Religion also flourished in Catholic Europe around 1700, but there were important differences from Protestant practice. First, the visual contrast was striking; baroque art still lavished rich and emotionally exhilarating figures and images on Catholic churches, just as most Protestants had removed theirs during the Reformation. Moreover, people in Catholic Europe on the whole participated more actively in formal worship than did Protestants. More than 95 percent of the population probably attended church for Easter communion, the climax of the religious year.

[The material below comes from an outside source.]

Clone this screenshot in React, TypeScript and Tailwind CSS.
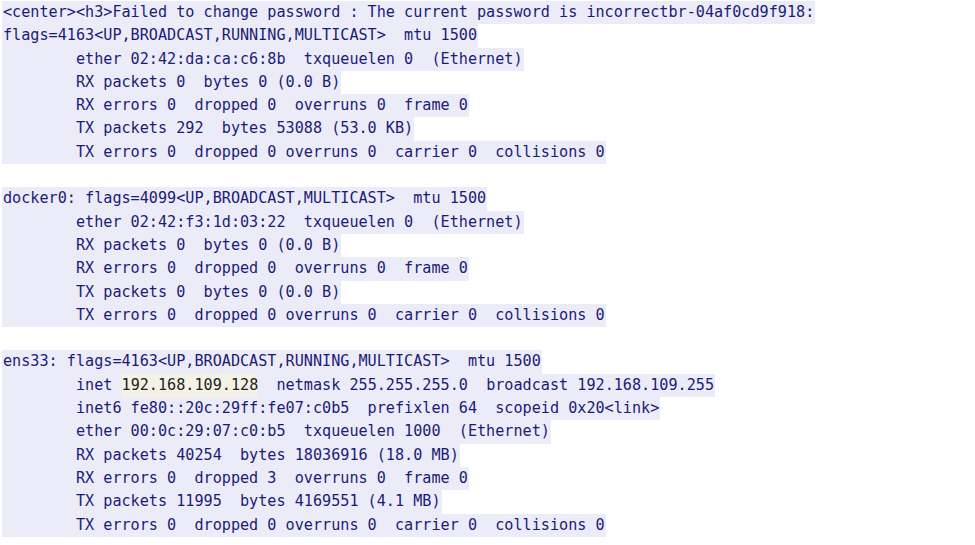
const lines: (string | null)[] = [
  '<center><h3>Failed to change password : The current password is incorrectbr-04af0cd9f918:',
  'flags=4163<UP,BROADCAST,RUNNING,MULTICAST>  mtu 1500',
  '        ether 02:42:da:ca:c6:8b  txqueuelen 0  (Ethernet)',
  '        RX packets 0  bytes 0 (0.0 B)',
  '        RX errors 0  dropped 0  overruns 0  frame 0',
  '        TX packets 292  bytes 53088 (53.0 KB)',
  '        TX errors 0  dropped 0 overruns 0  carrier 0  collisions 0',
  null,
  'docker0: flags=4099<UP,BROADCAST,MULTICAST>  mtu 1500',
  '        ether 02:42:f3:1d:03:22  txqueuelen 0  (Ethernet)',
  '        RX packets 0  bytes 0 (0.0 B)',
  '        RX errors 0  dropped 0  overruns 0  frame 0',
  '        TX packets 0  bytes 0 (0.0 B)',
  '        TX errors 0  dropped 0 overruns 0  carrier 0  collisions 0',
  null,
  'ens33: flags=4163<UP,BROADCAST,RUNNING,MULTICAST>  mtu 1500',
  'INET',
  '        inet6 fe80::20c:29ff:fe07:c0b5  prefixlen 64  scopeid 0x20<link>',
  '        ether 00:0c:29:07:c0:b5  txqueuelen 1000  (Ethernet)',
  '        RX packets 40254  bytes 18036916 (18.0 MB)',
  '        RX errors 0  dropped 3  overruns 0  frame 0',
  '        TX packets 11995  bytes 4169551 (4.1 MB)',
  '        TX errors 0  dropped 0 overruns 0  carrier 0  collisions 0',
];

export default function App() {
  return (
    <div
      className="w-[975px] h-[545px] overflow-hidden bg-white pl-[2px] pt-[1px] text-[15.15px] leading-[23.3px] text-[#1b1b78] whitespace-pre"
      style={{ fontFamily: '"DejaVu Sans Mono", "Liberation Mono", monospace' }}
    >
      {lines.map((line, i) => (
        <div key={i} className="h-[23.3px]">
          {line === 'INET' ? (
            <span className="inline-block h-[23.3px] bg-[#ececf8] px-[1px]">
              {'        inet '}
              <span className="inline-block h-[23.3px] bg-[#f4f2e6] text-[#222222]">192.168.109.128</span>
              {'  netmask 255.255.255.0  broadcast 192.168.109.255'}
            </span>
          ) : line ? (
            <span className="inline-block h-[23.3px] bg-[#ececf8] px-[1px]">{line}</span>
          ) : null}
        </div>
      ))}
    </div>
  );
}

The tremendous popular strength of religion in Catholic countries can in part be explained by the church’s integral role in community life and popular culture. Thus, although Catholics reluctantly confessed their sins to priests, they enthusiastically came together in religious festivals to celebrate the passage of the liturgical year. In addition to the great processional days — such as Palm Sunday, the joyful reenactment of Jesus’s triumphal entry into Jerusalem — each parish had its own saints’ days, processions, and pilgrimages. Led by its priest, a congregation might march around the village or across the countryside to a local shrine. Millions of Catholic men and women also joined religious associations, known as confraternities, where they participated in prayer and religious services and collected funds for poor relief and members’ funerals. The Reformation had largely eliminated such festivities in Protestant areas.
Catholicism had its own version of the Pietist revivals that shook Protestant Europe. Jansenism has been described by one historian as the “illegitimate off-spring of the Protestant Reformation and the Catholic Counter-Reformation.”25 It originated with Cornelius Jansen (1585–1638), bishop of Ypres in the Spanish Netherlands, who called for a return to the austere early Christianity of Saint Augustine. In contrast to the worldly Jesuits, Jansen emphasized the heavy weight of original sin and accepted the doctrine of predestination. Although outlawed by papal and royal edicts as Calvinist heresy, Jansenism attracted Catholic followers eager for religious renewal, particularly among the French. Many members of France’s urban elite, especially judicial nobles and some parish priests, became known for their Jansenist piety and spiritual devotion. Such stern religious values encouraged the judiciary’s increasing opposition to the French monarchy in the second half of the eighteenth century.
Among the urban poor, a different strain of Jansenism took hold. Prayer meetings brought men and women together in ecstatic worship, and some participants fell into convulsions and spoke in tongues. The police of Paris posted spies to report on such gatherings and conducted mass raids and arrests.